» **BRIEF**
State only how many lines below include the string "React".

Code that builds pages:
===
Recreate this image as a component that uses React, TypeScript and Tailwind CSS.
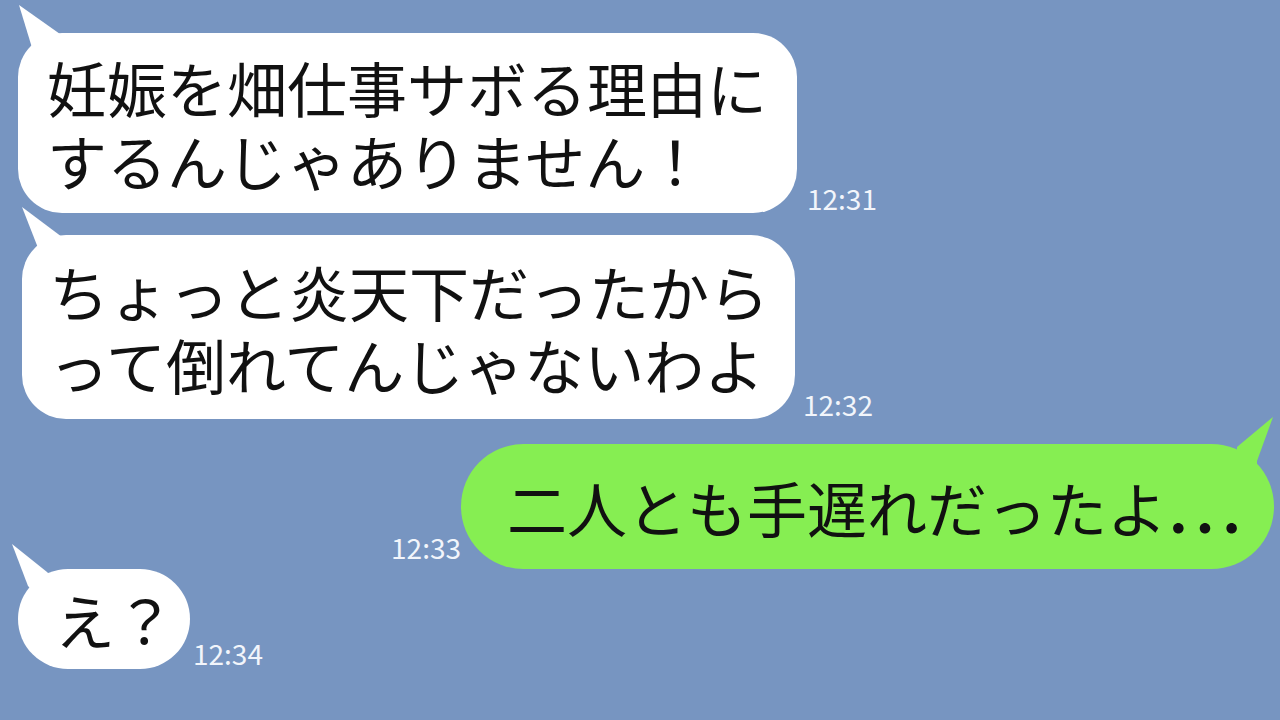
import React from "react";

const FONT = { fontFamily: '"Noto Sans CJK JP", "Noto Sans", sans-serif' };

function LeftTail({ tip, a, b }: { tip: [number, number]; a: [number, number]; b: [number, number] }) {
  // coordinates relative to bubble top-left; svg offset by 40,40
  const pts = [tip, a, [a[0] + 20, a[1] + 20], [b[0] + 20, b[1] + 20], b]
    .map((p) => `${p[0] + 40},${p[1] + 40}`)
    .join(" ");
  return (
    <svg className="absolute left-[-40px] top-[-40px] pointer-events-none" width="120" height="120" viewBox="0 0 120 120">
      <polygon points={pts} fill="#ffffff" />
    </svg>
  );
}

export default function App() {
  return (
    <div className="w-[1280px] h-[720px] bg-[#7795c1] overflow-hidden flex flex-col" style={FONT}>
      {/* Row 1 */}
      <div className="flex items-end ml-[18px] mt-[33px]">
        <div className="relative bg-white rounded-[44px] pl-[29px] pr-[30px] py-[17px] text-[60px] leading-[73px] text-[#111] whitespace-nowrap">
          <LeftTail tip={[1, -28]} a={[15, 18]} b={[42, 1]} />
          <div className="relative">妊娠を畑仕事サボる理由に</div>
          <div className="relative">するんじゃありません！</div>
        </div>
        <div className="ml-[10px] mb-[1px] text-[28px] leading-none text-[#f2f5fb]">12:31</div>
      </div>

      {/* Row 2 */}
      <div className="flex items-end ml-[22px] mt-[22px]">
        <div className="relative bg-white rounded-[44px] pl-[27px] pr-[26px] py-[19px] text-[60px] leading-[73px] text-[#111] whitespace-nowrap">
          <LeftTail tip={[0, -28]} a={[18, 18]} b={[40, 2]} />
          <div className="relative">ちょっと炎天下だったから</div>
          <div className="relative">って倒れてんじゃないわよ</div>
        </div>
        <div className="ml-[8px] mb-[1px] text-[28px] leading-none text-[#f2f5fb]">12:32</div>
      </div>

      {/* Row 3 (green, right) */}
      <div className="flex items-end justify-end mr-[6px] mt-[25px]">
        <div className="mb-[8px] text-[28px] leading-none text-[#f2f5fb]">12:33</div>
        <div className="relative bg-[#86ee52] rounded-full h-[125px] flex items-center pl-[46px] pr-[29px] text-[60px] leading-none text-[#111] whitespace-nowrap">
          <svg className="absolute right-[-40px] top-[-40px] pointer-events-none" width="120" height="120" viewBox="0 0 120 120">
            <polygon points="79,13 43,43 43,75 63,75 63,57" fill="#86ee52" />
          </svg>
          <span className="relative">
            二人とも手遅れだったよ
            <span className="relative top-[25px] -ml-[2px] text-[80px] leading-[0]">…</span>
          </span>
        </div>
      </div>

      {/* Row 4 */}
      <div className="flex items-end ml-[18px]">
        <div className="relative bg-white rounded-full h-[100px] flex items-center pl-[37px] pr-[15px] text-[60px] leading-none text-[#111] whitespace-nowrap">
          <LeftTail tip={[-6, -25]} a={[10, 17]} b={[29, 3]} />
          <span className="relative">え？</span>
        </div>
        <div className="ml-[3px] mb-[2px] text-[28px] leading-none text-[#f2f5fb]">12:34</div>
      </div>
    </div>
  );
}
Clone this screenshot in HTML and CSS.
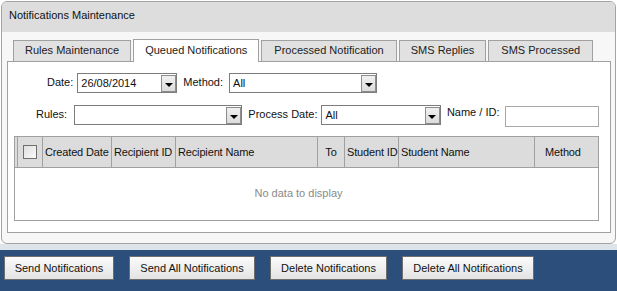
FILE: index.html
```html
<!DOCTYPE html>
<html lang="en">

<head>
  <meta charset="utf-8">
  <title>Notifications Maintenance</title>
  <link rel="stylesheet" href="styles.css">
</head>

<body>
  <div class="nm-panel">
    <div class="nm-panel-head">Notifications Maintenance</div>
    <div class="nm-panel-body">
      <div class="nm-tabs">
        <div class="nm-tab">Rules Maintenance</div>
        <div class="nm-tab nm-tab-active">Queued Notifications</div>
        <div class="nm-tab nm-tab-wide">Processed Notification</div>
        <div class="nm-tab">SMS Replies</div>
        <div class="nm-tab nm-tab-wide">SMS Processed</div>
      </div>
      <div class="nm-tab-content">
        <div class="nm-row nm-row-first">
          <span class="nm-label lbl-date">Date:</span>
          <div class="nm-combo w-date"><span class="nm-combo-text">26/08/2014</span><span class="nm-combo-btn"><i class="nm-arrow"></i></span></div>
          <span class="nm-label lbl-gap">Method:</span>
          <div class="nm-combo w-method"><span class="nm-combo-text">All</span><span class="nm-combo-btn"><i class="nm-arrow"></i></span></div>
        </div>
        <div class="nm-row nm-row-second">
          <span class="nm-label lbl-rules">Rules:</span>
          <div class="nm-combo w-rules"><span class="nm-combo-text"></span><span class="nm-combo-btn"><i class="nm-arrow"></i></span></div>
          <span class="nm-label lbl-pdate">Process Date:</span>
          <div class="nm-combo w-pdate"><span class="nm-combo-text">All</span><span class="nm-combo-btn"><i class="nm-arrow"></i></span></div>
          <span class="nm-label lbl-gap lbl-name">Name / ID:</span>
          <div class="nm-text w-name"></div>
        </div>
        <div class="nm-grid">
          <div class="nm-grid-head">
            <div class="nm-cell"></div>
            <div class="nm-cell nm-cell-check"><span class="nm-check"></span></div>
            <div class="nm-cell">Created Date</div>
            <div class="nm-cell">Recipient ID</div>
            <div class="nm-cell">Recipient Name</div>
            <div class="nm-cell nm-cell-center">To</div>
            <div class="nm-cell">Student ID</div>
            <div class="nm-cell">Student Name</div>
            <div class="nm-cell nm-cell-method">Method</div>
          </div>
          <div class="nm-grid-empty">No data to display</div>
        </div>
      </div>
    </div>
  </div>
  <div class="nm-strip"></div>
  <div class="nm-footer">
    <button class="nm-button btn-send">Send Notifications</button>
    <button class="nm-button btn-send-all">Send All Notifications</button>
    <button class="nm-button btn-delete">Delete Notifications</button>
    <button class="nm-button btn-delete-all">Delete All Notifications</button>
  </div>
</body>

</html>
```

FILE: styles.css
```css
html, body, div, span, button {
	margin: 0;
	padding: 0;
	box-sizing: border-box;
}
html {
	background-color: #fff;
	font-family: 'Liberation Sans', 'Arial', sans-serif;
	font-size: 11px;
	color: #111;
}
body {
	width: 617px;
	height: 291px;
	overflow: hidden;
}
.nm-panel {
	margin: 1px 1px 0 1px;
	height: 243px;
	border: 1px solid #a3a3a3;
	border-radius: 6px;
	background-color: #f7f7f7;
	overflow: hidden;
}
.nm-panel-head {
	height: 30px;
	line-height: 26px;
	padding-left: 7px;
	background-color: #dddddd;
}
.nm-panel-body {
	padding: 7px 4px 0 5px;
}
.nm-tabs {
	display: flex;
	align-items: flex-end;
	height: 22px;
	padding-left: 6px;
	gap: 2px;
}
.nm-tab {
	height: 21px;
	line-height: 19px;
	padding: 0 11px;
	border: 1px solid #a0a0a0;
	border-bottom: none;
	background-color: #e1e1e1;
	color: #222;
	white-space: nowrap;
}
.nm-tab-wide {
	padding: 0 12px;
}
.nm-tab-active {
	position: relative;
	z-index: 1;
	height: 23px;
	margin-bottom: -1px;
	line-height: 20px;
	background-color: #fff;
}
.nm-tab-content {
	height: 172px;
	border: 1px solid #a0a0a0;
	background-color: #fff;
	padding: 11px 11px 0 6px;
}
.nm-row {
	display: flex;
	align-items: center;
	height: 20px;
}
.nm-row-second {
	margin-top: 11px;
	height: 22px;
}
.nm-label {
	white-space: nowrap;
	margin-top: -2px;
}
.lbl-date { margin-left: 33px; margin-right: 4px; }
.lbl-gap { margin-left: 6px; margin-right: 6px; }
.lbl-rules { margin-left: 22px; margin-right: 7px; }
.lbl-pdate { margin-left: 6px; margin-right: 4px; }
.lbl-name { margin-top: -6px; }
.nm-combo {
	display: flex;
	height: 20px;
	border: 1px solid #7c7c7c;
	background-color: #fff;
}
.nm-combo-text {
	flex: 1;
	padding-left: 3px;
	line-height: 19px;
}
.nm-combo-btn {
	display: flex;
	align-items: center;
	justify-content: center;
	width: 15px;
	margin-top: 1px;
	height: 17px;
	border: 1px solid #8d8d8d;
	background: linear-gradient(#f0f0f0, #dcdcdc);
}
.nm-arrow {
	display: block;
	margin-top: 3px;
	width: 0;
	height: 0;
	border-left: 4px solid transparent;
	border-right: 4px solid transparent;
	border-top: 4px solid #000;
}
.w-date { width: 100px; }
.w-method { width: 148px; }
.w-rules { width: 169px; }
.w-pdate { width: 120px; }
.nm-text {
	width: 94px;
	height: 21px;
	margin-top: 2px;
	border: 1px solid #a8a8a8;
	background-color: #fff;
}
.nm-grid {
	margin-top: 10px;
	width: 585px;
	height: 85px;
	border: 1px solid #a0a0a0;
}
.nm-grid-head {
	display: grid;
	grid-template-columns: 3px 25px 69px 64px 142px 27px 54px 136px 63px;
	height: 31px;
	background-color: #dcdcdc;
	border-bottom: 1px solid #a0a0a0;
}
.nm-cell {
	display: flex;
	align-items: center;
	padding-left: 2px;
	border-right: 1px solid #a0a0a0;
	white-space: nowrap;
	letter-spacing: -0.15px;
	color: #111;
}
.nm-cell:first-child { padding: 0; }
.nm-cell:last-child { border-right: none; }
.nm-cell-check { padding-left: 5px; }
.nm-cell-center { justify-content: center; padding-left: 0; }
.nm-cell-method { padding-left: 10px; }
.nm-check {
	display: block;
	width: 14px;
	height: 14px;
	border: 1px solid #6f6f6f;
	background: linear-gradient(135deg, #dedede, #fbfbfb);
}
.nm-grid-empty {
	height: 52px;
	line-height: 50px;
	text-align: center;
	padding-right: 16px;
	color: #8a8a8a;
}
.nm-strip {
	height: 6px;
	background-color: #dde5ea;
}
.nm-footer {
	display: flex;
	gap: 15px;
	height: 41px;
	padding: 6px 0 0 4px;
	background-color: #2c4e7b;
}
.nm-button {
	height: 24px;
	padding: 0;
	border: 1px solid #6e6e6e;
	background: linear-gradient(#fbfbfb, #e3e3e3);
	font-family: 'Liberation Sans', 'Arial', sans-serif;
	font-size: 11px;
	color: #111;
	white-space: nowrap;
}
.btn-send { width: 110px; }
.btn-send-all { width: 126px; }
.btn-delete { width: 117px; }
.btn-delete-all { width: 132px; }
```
===
» **TASK RESPONSE**
2